One of the Grand Dames of creole cuisine, Antoine's is a place you go for the history as much as the food, which is standard fancy fish-and-oyster fare. You'll probably draw some negative attention if you're not dressed for dinner, so gents, wear a tie. What sets it apart from other, similar institutions are its spectacular private dining rooms and the fact that author Frances Parkinson Keyes immortalized it in her most successful murder mystery, Dinner at Antoine’s.
The courtyard of this hotel, complete with heated saltwater pool, makes it feel like a mansion you wished you lived in. It's slightly less auspicious inside, for it isn't new and the rooms aren't quite spacious. It's big on atmosphere, though, and allegedly haunted. The hotel's Orleans Ballroom was built in 1817 and held balls at which wealthy Frenchmen selected their mistresses, a tradition that appeared in Anne Rice's Feast of All Saints. Now, the same ballroom is available for weddings and meetings.

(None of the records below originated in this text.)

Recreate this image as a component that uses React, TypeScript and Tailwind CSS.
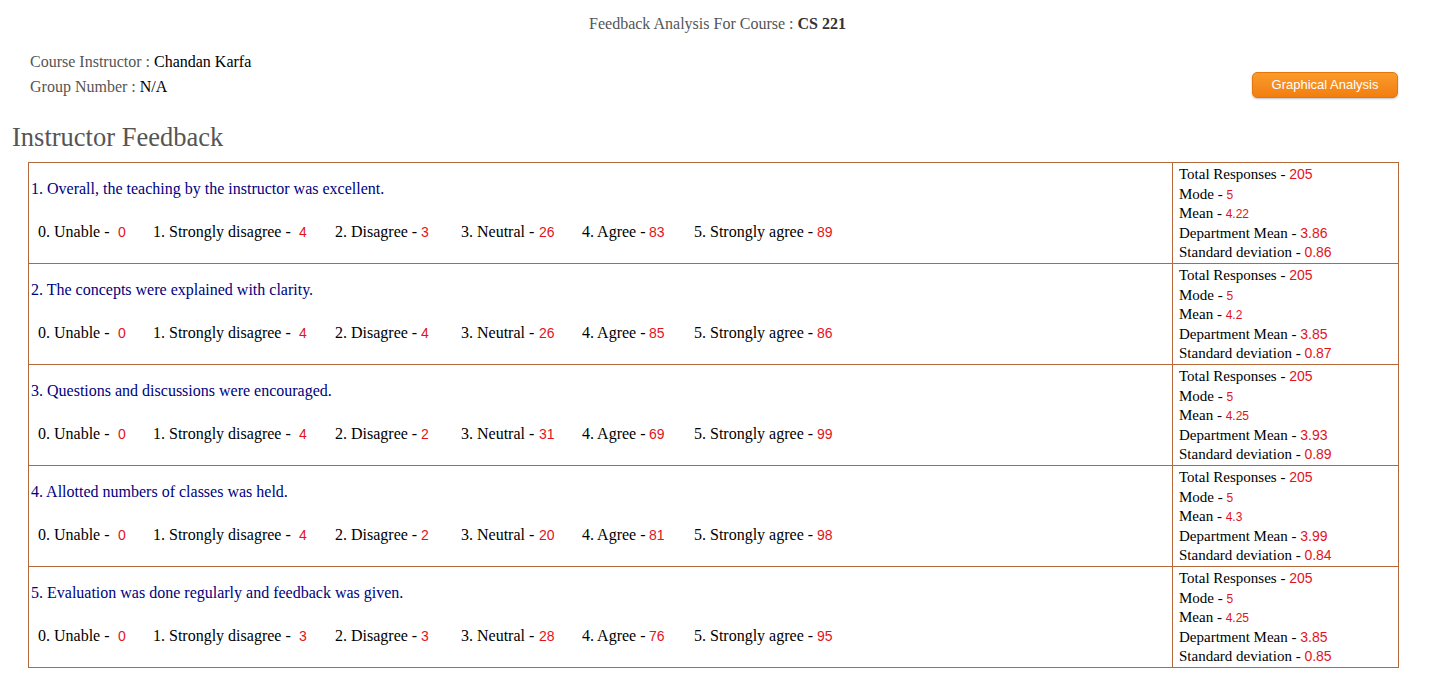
import React from "react";

type Row = {
  q: string;
  counts: number[];
  total: number;
  mode: number;
  mean: string;
  dept: string;
  sd: string;
};

const rows: Row[] = [
  { q: "1. Overall, the teaching by the instructor was excellent.", counts: [0, 4, 3, 26, 83, 89], total: 205, mode: 5, mean: "4.22", dept: "3.86", sd: "0.86" },
  { q: "2. The concepts were explained with clarity.", counts: [0, 4, 4, 26, 85, 86], total: 205, mode: 5, mean: "4.2", dept: "3.85", sd: "0.87" },
  { q: "3. Questions and discussions were encouraged.", counts: [0, 4, 2, 31, 69, 99], total: 205, mode: 5, mean: "4.25", dept: "3.93", sd: "0.89" },
  { q: "4. Allotted numbers of classes was held.", counts: [0, 4, 2, 20, 81, 98], total: 205, mode: 5, mean: "4.3", dept: "3.99", sd: "0.84" },
  { q: "5. Evaluation was done regularly and feedback was given.", counts: [0, 3, 3, 28, 76, 95], total: 205, mode: 5, mean: "4.25", dept: "3.85", sd: "0.85" },
];

// label width / value width per option, taken from the reference spacing
const options = [
  { label: "0. Unable -", lw: "w-[80px]", vw: "w-[35px]" },
  { label: "1. Strongly disagree -", lw: "w-[146px]", vw: "w-[36px]" },
  { label: "2. Disagree -", lw: "w-[86px]", vw: "w-[40px]" },
  { label: "3. Neutral -", lw: "w-[78px]", vw: "w-[43px]" },
  { label: "4. Agree -", lw: "w-[67px]", vw: "w-[45px]" },
  { label: "5. Strongly agree -", lw: "w-[123px]", vw: "w-[40px]" },
];

const num = "font-['Liberation_Sans',Arial,sans-serif] text-[#e3121b]";

const StatLine = ({ label, value, small }: { label: string; value: string | number; small?: boolean }) => (
  <div className="h-[19.5px] leading-[19.5px] whitespace-nowrap">
    {label} - <span className={`${num} ${small ? "text-[12px]" : "text-[14px]"}`}>{value}</span>
  </div>
);

export default function App() {
  return (
    <div className="min-h-screen bg-white font-['Liberation_Serif','Times_New_Roman',serif] text-[16px] text-black">
      <div className="pt-[12px] text-center text-[#555]">
        Feedback Analysis For Course : <b className="text-[#333]">CS 221</b>
      </div>

      <div className="flex items-end justify-between pl-[30px] pr-[37px] mt-[13px]">
        <div className="leading-[25px]">
          <div className="text-[#555]">
            Course Instructor : <span className="text-black">Chandan Karfa</span>
          </div>
          <div className="text-[#555]">
            Group Number : <span className="text-black">N/A</span>
          </div>
        </div>
        <button className="mb-[1px] h-[26px] w-[146px] rounded-[5px] border border-[#e5760a] bg-gradient-to-b from-[#f99b2a] to-[#f27e0f] font-['Liberation_Sans',Arial,sans-serif] text-[13px] text-white shadow-[0_1px_2px_rgba(0,0,0,0.25)]">
          Graphical Analysis
        </button>
      </div>

      <h2 className="mt-[23px] pl-[12px] text-[26.5px] leading-[30px] text-[#555] font-['Liberation_Serif',serif]">
        Instructor Feedback
      </h2>

      <table className="ml-[28px] mt-[10px] w-[1371px] border-collapse">
        <tbody>
          {rows.map((r, i) => (
            <tr key={i} className="h-[101px]">
              <td className="w-[1144px] border border-[#b5693b] px-[2px] align-top">
                <div className="mt-[16px] text-[#000080] leading-[20px]">{r.q}</div>
                <div className="mt-[23px] flex pl-[7px] leading-[20px] whitespace-nowrap">
                  {options.map((o, j) => (
                    <div key={j} className="flex">
                      <span className={o.lw}>{o.label}</span>
                      <span className={`${o.vw} ${num} text-[14px]`}>{r.counts[j]}</span>
                    </div>
                  ))}
                </div>
              </td>
              <td className="border border-[#b5693b] pl-[6px] align-top pt-[2px] text-[15px]">
                <StatLine label="Total Responses" value={r.total} />
                <StatLine label="Mode" value={r.mode} small />
                <StatLine label="Mean" value={r.mean} small />
                <StatLine label="Department Mean" value={r.dept} />
                <StatLine label="Standard deviation" value={r.sd} />
              </td>
            </tr>
          ))}
        </tbody>
      </table>
    </div>
  );
}
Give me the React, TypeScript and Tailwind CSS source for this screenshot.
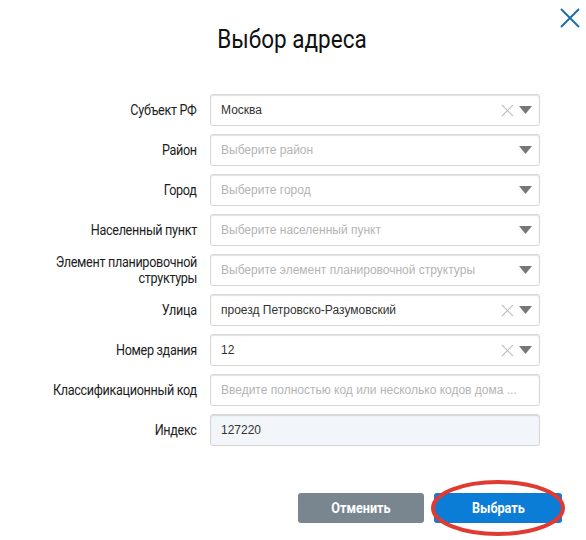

A double-literary landmark, this charming bookstore takes up residence in the Pirate's Alley house where William Faulkner once rented a room. Specializing in new and used books (some first editions) with an emphasis on the eponymous author as well as Tennessee Williams and Walker Percy, this shop is a pleasant place to come chat with a knowledgeable (and usually adorably old) bookseller when you need a break from the bustle of Jackson Square.
Oh, the brunch at Stanley! When a good friend left town, one more Stanley! brunch was a final order of business. The more affordable counterpart to the jaw-dropping Stella!, this half of Tennessee Williams' screaming pair features personalized variations on the classic eggs Benedict, which are the tallest I've ever seen. It's bustling (with a long wait) on weekends but quiet during the week, and not at all a tourist trap despite its prime Jackson Square real estate.
A, "clean, well-lighted place," Octavia Books is tucked away on a lovely residential street Uptown, near the river. This independently-owned bookstore has a healthy New Orleans "local interest" section, as well as a very particularly categorized cataloging system that may send you seeking a (friendly and knowledgeable) associate for help. Octavia hosts readings and signings almost daily featuring local as well as nationally-recognized writers, and probably a nice bottle of wine.
Once situated farther Uptown, this casual-nice creole spot moved down Magazine to the Garden District. It's named for John Kennedy Toole's protagonist Ignatius Reilly, and his unforgettable image graces one of the walls. The food is nicely prepared classic creole, with excellent red beans and rice and fried green tomatoes. The po-boys are good, though a bit overpriced and under-stuffed.
The French Quarter is packed with antique and vintage stores of all stripes, and M.S. Rau is the most spectacular. They're known the country (and maybe the world) over, and sometimes just walking by is enough to leave you slack-jawed at the beauty displayed in their windows. From diamonds and pearls to historic objects to works of art, it's like a museum that allows you to take things home - for a price.
Acme has life-changing chargrilled oysters. I took my mother for some on her first-ever visit to New Orleans. She did not stop talking about them for the year between her visits, and when she returned, her greatest delight was introducing them to my father as if she had invented them herself. That's how possessive you get about these oysters. It may be less glamorous, but if you have a car and don't feel like standing in line, there's another location in the suburbs where the food is just as good and the wait comparatively painless.